Pesquisa sugere que contexto social e políticas proibicionistas têm mais influência sobre padrões de uso do que propriedades da planta
Um novo estudo publicado na revista Neuropsychopharmacology Reports lança dúvidas sobre a teoria da “porta de entrada” ao demonstrar que, no Japão, o uso de cannabis geralmente ocorre após o consumo de álcool e tabaco — e que a maioria dos usuários não progride para outras drogas ilícitas.
A pesquisa, descrita pelos autores como “um dos maiores e mais relevantes estudos sobre usuários de cannabis da comunidade japonesa até hoje”, revela que quase metade dos entrevistados que relataram a cannabis como a terceira substância consumida “não passou a usar outras drogas depois”. O estudo foi conduzido por pesquisadores com apoio da Associação Clínica Japonesa de Canabinoides e do Ministério da Saúde, Trabalho e Bem-Estar do Japão.
O relatório afirma de forma direta: “O uso de cannabis no Japão geralmente segue o de álcool e tabaco, e raramente leva a outros usos de substâncias. Esses achados desafiam a hipótese da porta de entrada no contexto japonês.”

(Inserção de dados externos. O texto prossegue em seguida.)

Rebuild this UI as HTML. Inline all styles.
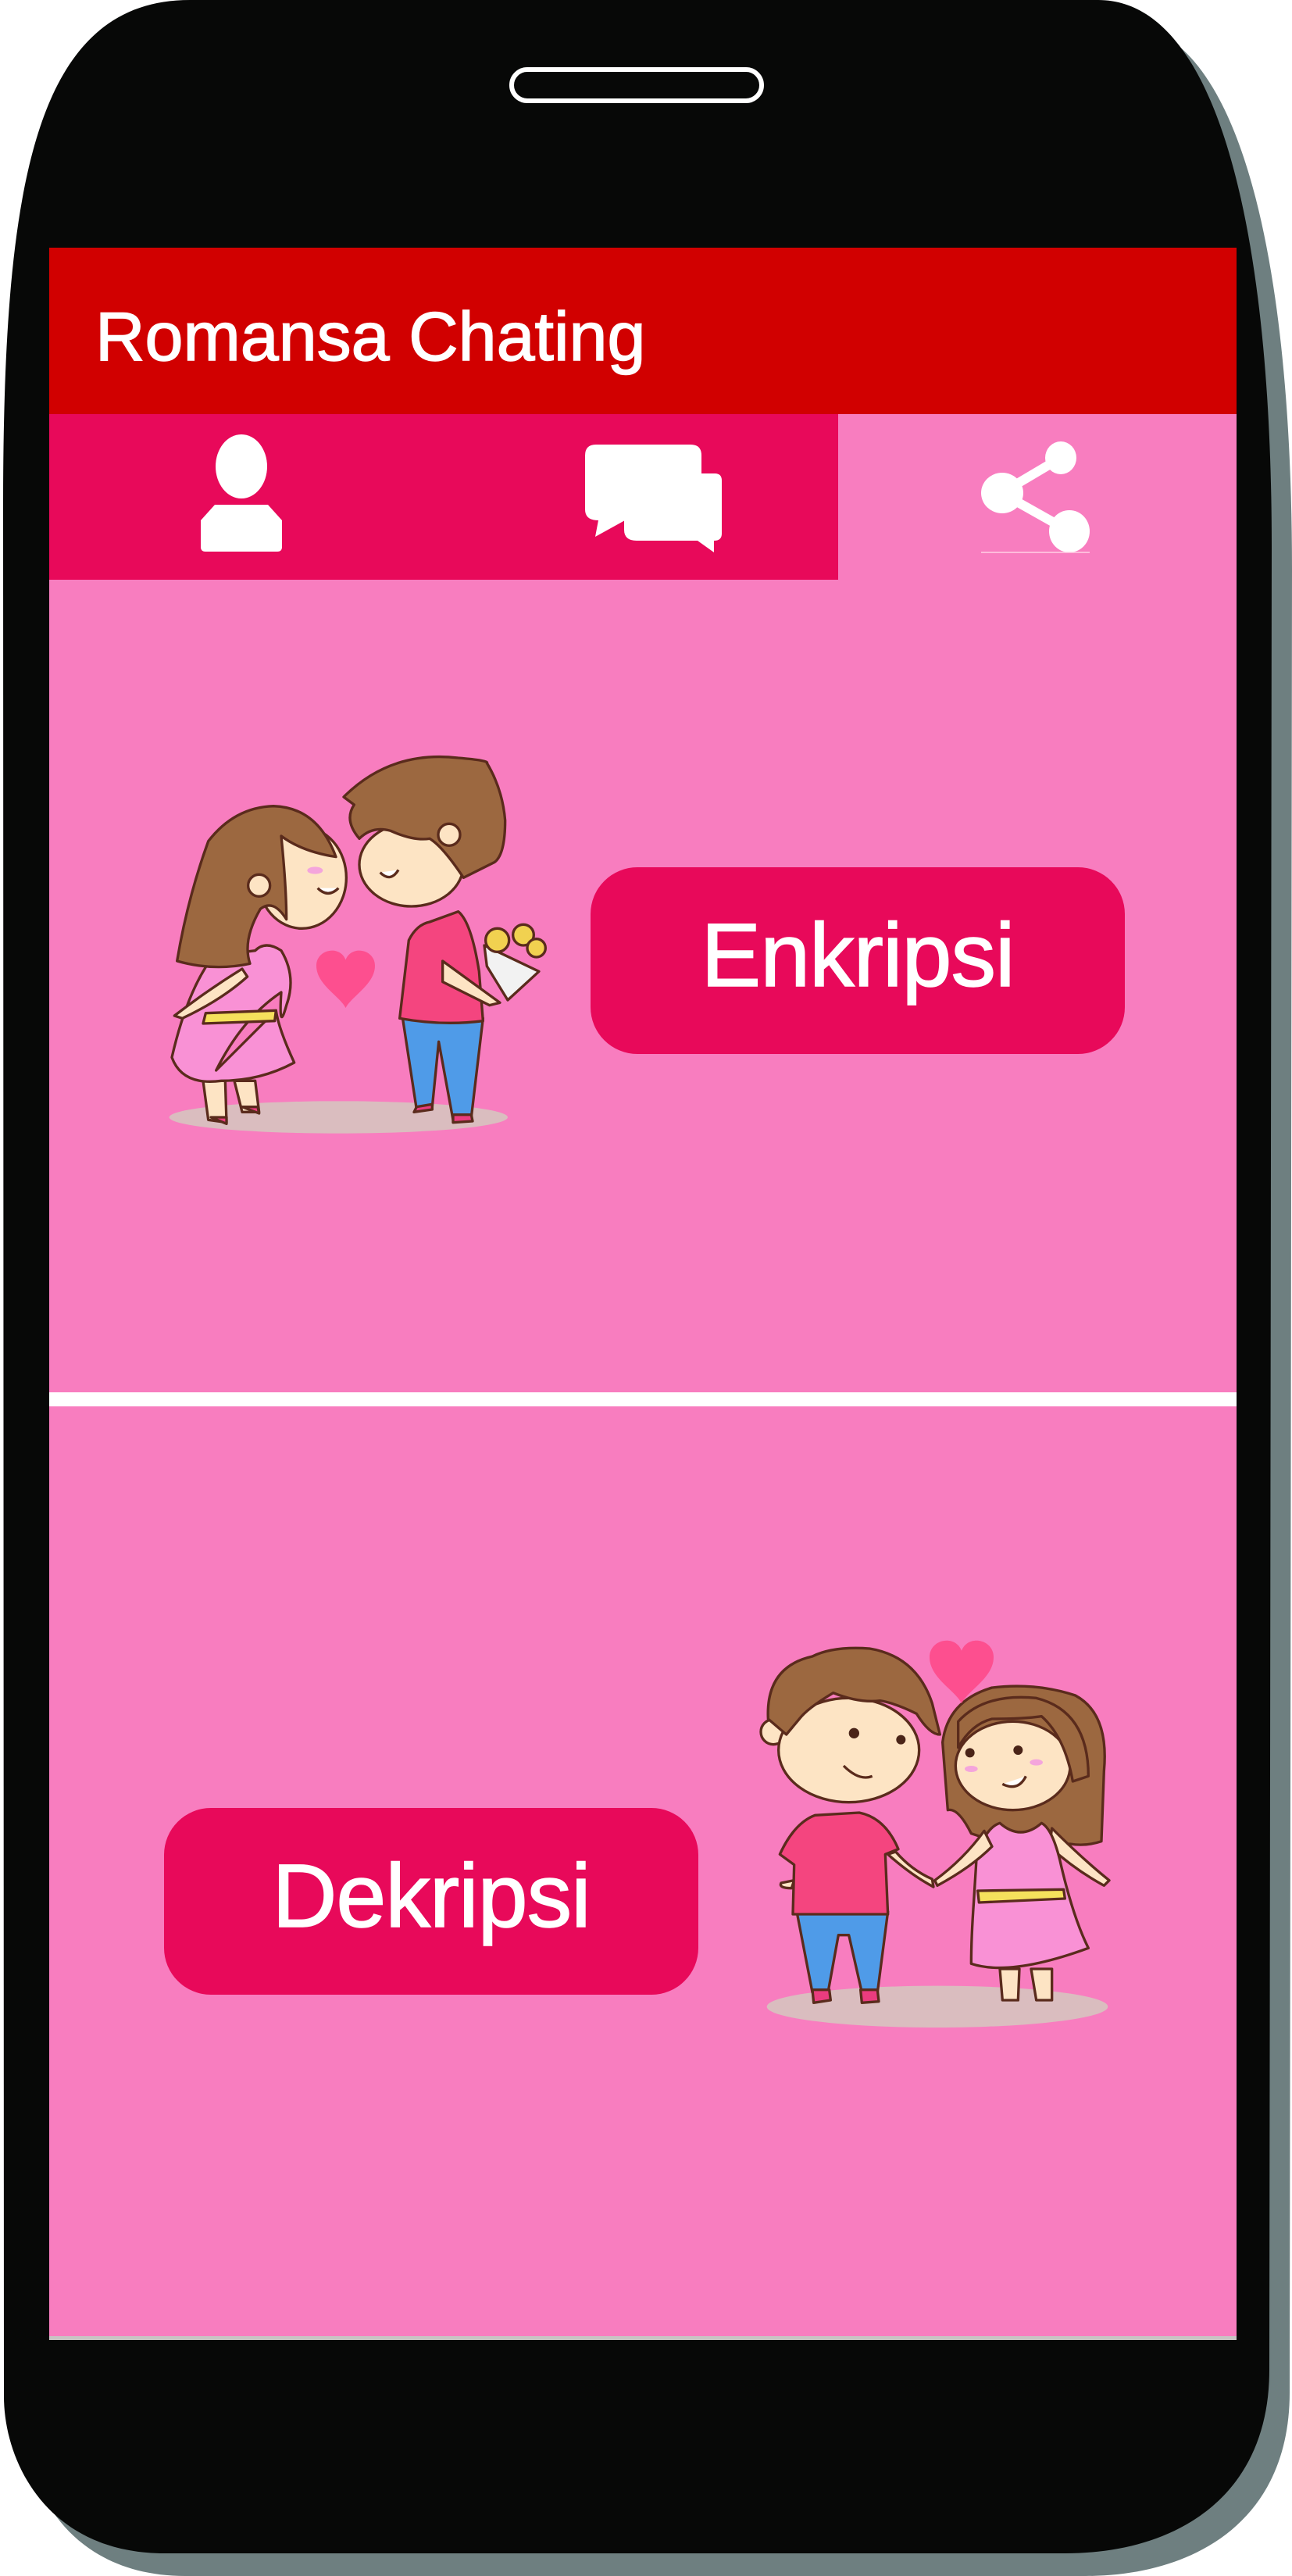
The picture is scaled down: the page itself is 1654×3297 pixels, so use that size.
<!DOCTYPE html>
<html><head><meta charset="utf-8"><style>
html,body{margin:0;padding:0;background:#fff;}
body{width:1654px;height:3297px;position:relative;overflow:hidden;}
svg{position:absolute;left:0;top:0;}
</style></head><body>
<svg width="1654" height="3297" viewBox="0 0 1654 3297" xmlns="http://www.w3.org/2000/svg">
<path transform="translate(26,29)" d="M4,650 C4,250 40,0 243,0 L1406,0 C1560,0 1628,300 1628,700 L1625,3033 C1625,3200 1500,3268 1364,3268 L211,3268 C60,3268 5,3150 5,3067 Z" fill="#6e7f80"/>
<path d="M4,650 C4,250 40,0 243,0 L1406,0 C1560,0 1628,300 1628,700 L1625,3033 C1625,3200 1500,3268 1364,3268 L211,3268 C60,3268 5,3150 5,3067 Z" fill="#070807"/>
<rect x="655" y="89" width="320" height="40" rx="20" fill="#070807" stroke="#fff" stroke-width="6"/>
<rect x="63" y="317" width="1520" height="213" fill="#d10000"/>
<text x="122" y="461" font-family="Liberation Sans, sans-serif" font-size="88" fill="#fff" stroke="#fff" stroke-width="1.5">Romansa Chating</text>
<rect x="63" y="530" width="1010" height="212" fill="#e8095a"/>
<rect x="1073" y="530" width="510" height="212" fill="#f87dbf"/>
<ellipse cx="309" cy="597" rx="33" ry="41" fill="#fff"/>
<path d="M275,646 L343,646 L361,666 L361,700 Q361,706 355,706 L263,706 Q257,706 257,700 L257,666 Z" fill="#fff"/>
<path d="M813,606 L915,606 Q924,606 924,615 L924,683 Q924,692 914,692 L914,707 L893,692 L815,692 Q799,692 799,678 L799,666 Z" fill="#fff"/>
<path d="M763,569 L884,569 Q898,569 898,583 L898,652 Q898,666 884,666 L800,666 L762,687 L766,666 Q749,666 749,652 L749,583 Q749,569 763,569 Z" fill="#fff"/>
<path d="M1358,586 L1282,631 L1369,680" stroke="#fff" stroke-width="12" fill="none"/>
<ellipse cx="1358" cy="586" rx="20" ry="21" fill="#fff"/>
<ellipse cx="1283" cy="631" rx="27" ry="26" fill="#fff"/>
<ellipse cx="1369" cy="680" rx="26" ry="27" fill="#fff"/>
<line x1="1256" y1="707" x2="1395" y2="707" stroke="#ffd0e6" stroke-width="1.5"/>
<rect x="63" y="742" width="1520" height="1040" fill="#f87dbf"/>
<rect x="63" y="1782" width="1520" height="18" fill="#fff"/>
<rect x="63" y="1800" width="1520" height="1190" fill="#f87dbf"/>
<rect x="63" y="2990" width="1520" height="5" fill="#c9c3c3"/>
<rect x="756" y="1110" width="684" height="239" rx="60" fill="#e8095a"/>
<text x="1098" y="1262" text-anchor="middle" font-family="Liberation Sans, sans-serif" font-size="115" letter-spacing="-1" fill="#fff" stroke="#fff" stroke-width="1.5">Enkripsi</text>
<rect x="210" y="2314" width="684" height="239" rx="60" fill="#e8095a"/>
<text x="552" y="2466" text-anchor="middle" font-family="Liberation Sans, sans-serif" font-size="115" letter-spacing="-1" fill="#fff" stroke="#fff" stroke-width="1.5">Dekripsi</text>

<g transform="translate(200,950) scale(0.33333)" stroke="#5a2b1c" stroke-width="10" stroke-linejoin="round">
 <ellipse cx="700" cy="1440" rx="650" ry="62" fill="#dabdbf" stroke="none"/>
 <path d="M180,1300 L200,1450 L270,1460 L265,1300 Z M300,1300 L330,1420 L395,1420 L380,1300 Z" fill="#fde4c4"/>
 <path d="M210,1440 L270,1465 L270,1440 Z M330,1400 L395,1425 L390,1400 Z" fill="#ea3c7f"/>
 <path d="M230,1260 Q330,1060 480,960 Q470,1120 500,1010 Q540,900 480,800 Q420,760 380,800 L220,820 Q120,950 60,1210 Q100,1320 250,1300 Q400,1300 530,1230 Q470,1100 460,1030 Z" fill="#f991d5"/>
 <path d="M190,1040 L460,1030 L455,1070 L180,1080 Z" fill="#f5e15c"/>
 <path d="M70,1050 Q200,950 330,870 L350,900 Q250,990 100,1060 Z" fill="#fde4c4"/>
 <ellipse cx="560" cy="520" rx="170" ry="195" fill="#fde4c4"/>
 <path d="M80,840 Q120,600 200,380 Q300,250 450,245 Q620,250 690,440 Q560,420 480,360 Q500,560 500,680 Q450,600 400,640 Q330,760 360,850 Q220,880 80,840 Z" fill="#9c6840"/>
 <circle cx="395" cy="550" r="42" fill="#fde4c4"/>
 <ellipse cx="610" cy="492" rx="30" ry="14" fill="#f4a5dc" stroke="none"/>
 <path d="M620,560 Q660,600 700,560" fill="#fff"/>
 <path d="M945,1050 L1000,1410 L1060,1400 L1085,1150 L1140,1450 L1210,1440 L1255,1060 Z" fill="#4f9be8"/>
 <path d="M1000,1400 L990,1420 L1060,1410 L1060,1390 Z M1140,1430 L1140,1460 L1215,1455 L1210,1430 Z" fill="#ea3c7f"/>
 <path d="M1050,690 Q1000,700 970,760 L935,1060 Q1100,1090 1255,1070 L1240,880 Q1210,690 1160,650 Z" fill="#f4457f"/>
 <path d="M1100,840 L1320,1000 L1280,1010 L1100,920 Z" fill="#fde4c4"/>
 <path d="M1260,780 L1470,880 L1350,990 L1270,860 Z" fill="#f2f2f2"/>
 <circle cx="1310" cy="760" r="45" fill="#f1d150"/><circle cx="1410" cy="740" r="40" fill="#f1d150"/><circle cx="1460" cy="790" r="35" fill="#f1d150"/>
 <ellipse cx="980" cy="470" rx="200" ry="160" fill="#fde4c4"/>
 <path d="M720,210 Q900,30 1160,60 Q1280,70 1270,80 Q1330,180 1340,300 Q1340,430 1300,460 L1180,520 Q1100,400 1050,370 Q990,380 900,340 Q830,320 780,370 Q720,300 760,240 Z" fill="#9c6840"/>
 <circle cx="1125" cy="355" r="42" fill="#fde4c4"/>
 <path d="M860,500 Q900,540 930,490" fill="#fff"/>
</g>
<path transform="translate(405,1215) scale(0.75)" d="M50,100 C40,80 0,60 0,28 C0,0 40,-8 50,18 C60,-8 100,0 100,28 C100,60 60,80 50,100 Z" fill="#fd4f8f"/>

<g transform="translate(960,2080) scale(0.33333)" stroke="#5a2b1c" stroke-width="10" stroke-linejoin="round">
 <ellipse cx="720" cy="1465" rx="655" ry="80" fill="#dabdbf" stroke="none"/>
 <path d="M180,1100 L240,1410 L300,1410 L340,1190 L380,1190 L430,1410 L490,1410 L530,1100 Z" fill="#4f9be8"/>
 <path d="M240,1400 L245,1450 L310,1440 L305,1400 Z M425,1400 L430,1450 L495,1445 L490,1400 Z" fill="#ea3c7f"/>
 <path d="M120,990 Q110,1010 160,1010 L170,980 Z" fill="#fde4c4"/>
 <path d="M250,730 Q170,760 115,880 L170,920 L165,1110 L530,1110 L520,880 L570,860 Q520,740 420,720 Z" fill="#f4457f"/>
 <path d="M530,880 Q620,960 705,1005 L700,975 Q620,940 560,870 Z" fill="#fde4c4"/>
 <circle cx="90" cy="410" r="48" fill="#fde4c4"/>
 <ellipse cx="380" cy="480" rx="270" ry="200" fill="#fde4c4"/>
 <path d="M70,360 Q60,160 240,120 Q320,80 460,90 Q640,120 700,300 L730,420 Q690,420 640,340 Q560,300 500,290 Q420,300 320,260 Q220,320 190,360 L140,420 Z" fill="#9c6840"/>
 <circle cx="400" cy="415" r="20" fill="#4a2418" stroke="none"/><circle cx="580" cy="440" r="18" fill="#4a2418" stroke="none"/>
 <path d="M360,540 Q420,600 470,580" fill="none"/>
 <path d="M960,1320 L970,1440 L1030,1440 L1035,1320 Z M1080,1320 L1100,1440 L1160,1440 L1160,1320 Z" fill="#fde4c4"/>
 <path d="M740,450 Q760,290 930,240 Q1100,220 1250,270 Q1380,340 1360,560 L1350,830 Q1290,850 1230,840 L1000,850 L850,800 Q800,700 760,710 Z" fill="#9c6840"/>
 <path d="M1160,780 Q1280,900 1380,980 L1360,1000 Q1250,940 1150,850 Z" fill="#fde4c4"/>
 <path d="M960,760 Q900,780 870,900 L860,1060 Q850,1200 850,1300 Q1000,1350 1300,1240 Q1240,1120 1190,900 Q1160,780 1120,760 Q1040,830 960,760 Z" fill="#f991d5"/>
 <path d="M875,1020 L1205,1015 L1210,1050 L880,1065 Z" fill="#f5e15c"/>
 <path d="M900,790 Q820,900 710,980 L720,1000 Q850,930 930,850 Z" fill="#fde4c4"/>
 <ellipse cx="1010" cy="540" rx="220" ry="170" fill="#fde4c4"/>
 <path d="M800,470 Q850,380 930,360 Q1050,360 1120,350 Q1210,430 1240,600 L1300,580 Q1300,330 1100,280 Q900,260 800,370 Z" fill="#9c6840"/>
 <circle cx="845" cy="490" r="18" fill="#4a2418" stroke="none"/><circle cx="1030" cy="480" r="18" fill="#4a2418" stroke="none"/>
 <ellipse cx="850" cy="552" rx="25" ry="12" fill="#f4a5dc" stroke="none"/><ellipse cx="1100" cy="527" rx="25" ry="12" fill="#f4a5dc" stroke="none"/>
 <path d="M970,610 Q1030,640 1060,580" fill="#fff"/>
</g>
<path transform="translate(1190,2098) scale(0.82)" d="M50,100 C40,80 0,60 0,28 C0,0 40,-8 50,18 C60,-8 100,0 100,28 C100,60 60,80 50,100 Z" fill="#fd4f8f"/>
</svg>
</body></html>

Apesar de reconhecer que a cannabis frequentemente é rotulada como uma substância introdutória a drogas mais perigosas, o estudo aponta que há pouca evidência causal que comprove essa progressão. Em vez disso, os autores argumentam que fatores sociais e contextuais, como idade, escolaridade e posição socioeconômica, são mais determinantes nos padrões de consumo de substâncias.
A pesquisa foi baseada em uma pesquisa anônima feita em janeiro de 2021 com 3.900 pessoas no Japão que já haviam usado cannabis em algum momento da vida. Os dados foram analisados para avaliar as chances de essas pessoas recorrerem a outras drogas após o consumo de maconha.
Os resultados mostraram baixas probabilidades de progressão: as chances de uso subsequente de álcool, tabaco, metanfetamina e outras drogas ilícitas após o uso de cannabis foram de 1,25, 0,77, 0,08 e 0,78, respectivamente. Mesmo entre os 10,4% que relataram ter usado metanfetamina após a cannabis, os autores destacam que os dados não estabelecem uma relação causal, apenas uma possível maior exposição a outras drogas — possivelmente influenciada pelo mercado ilegal unificado.
A conclusão é que o que se interpreta como efeito de porta de entrada pode ser, na verdade, reflexo da “teoria da vulnerabilidade comum”, na qual o consumo múltiplo de substâncias decorre de fatores genéticos, psicológicos e sociais compartilhados entre os usuários.
O estudo destaca que, no Japão, a rigidez da legislação sobre a cannabis pode favorecer essa associação com outras drogas ilícitas, já que todas circulam no mesmo mercado proibido. Ou seja, o “efeito porta de entrada” seria muito mais resultado do ambiente regulatório do que das propriedades da planta.
Outro dado que reforça esse argumento é a baixa taxa de uso de medicamentos legais entre os usuários de cannabis entrevistados, como benzodiazepínicos e outras drogas prescritas. Apesar de reconhecer limitações, como o caráter autodeclarado da amostra recrutada online, os autores defendem que os resultados indicam a necessidade de mais pesquisas populacionais de grande escala para aprofundar as conclusões.
Nos Estados Unidos, estudos recentes também vêm questionando a narrativa da cannabis como via de acesso a outras drogas. Uma pesquisa de 2023 mostrou que a legalização da maconha recreativa não levou ao aumento do uso de estimulantes de Classe II, contrariando a hipótese inicial dos próprios autores, que esperavam um efeito de escalada.
Pelo contrário, outros estudos identificaram um efeito de substituição, em que usuários de cannabis reduziram o uso de álcool, tabaco, opioides e medicamentos prescritos. Pesquisas da American Psychiatric Association e do instituto Gallup mostraram que a percepção pública sobre os riscos da cannabis é muito menor do que em relação ao álcool, aos opioides e até mesmo à tecnologia.
Dados coletados na Califórnia após a legalização revelaram queda no consumo de álcool e cigarros entre jovens adultos. No Canadá, a liberação da cannabis esteve associada à redução nas vendas de cerveja. Estudos também vêm relacionando o uso medicinal da cannabis à diminuição de dores crônicas, menor dependência de opioides e queda nas prescrições de analgésicos como a codeína.
Enquanto governos como o do Japão ainda adotam políticas rígidas baseadas em mitos desatualizados, a ciência continua a demonstrar que o uso da cannabis pode ser parte de uma resposta racional à dor, ao sofrimento e até aos riscos do consumo de substâncias mais perigosas. O que parece cada vez mais evidente é que o verdadeiro “efeito porta de entrada” se encontra no proibicionismo — não na planta.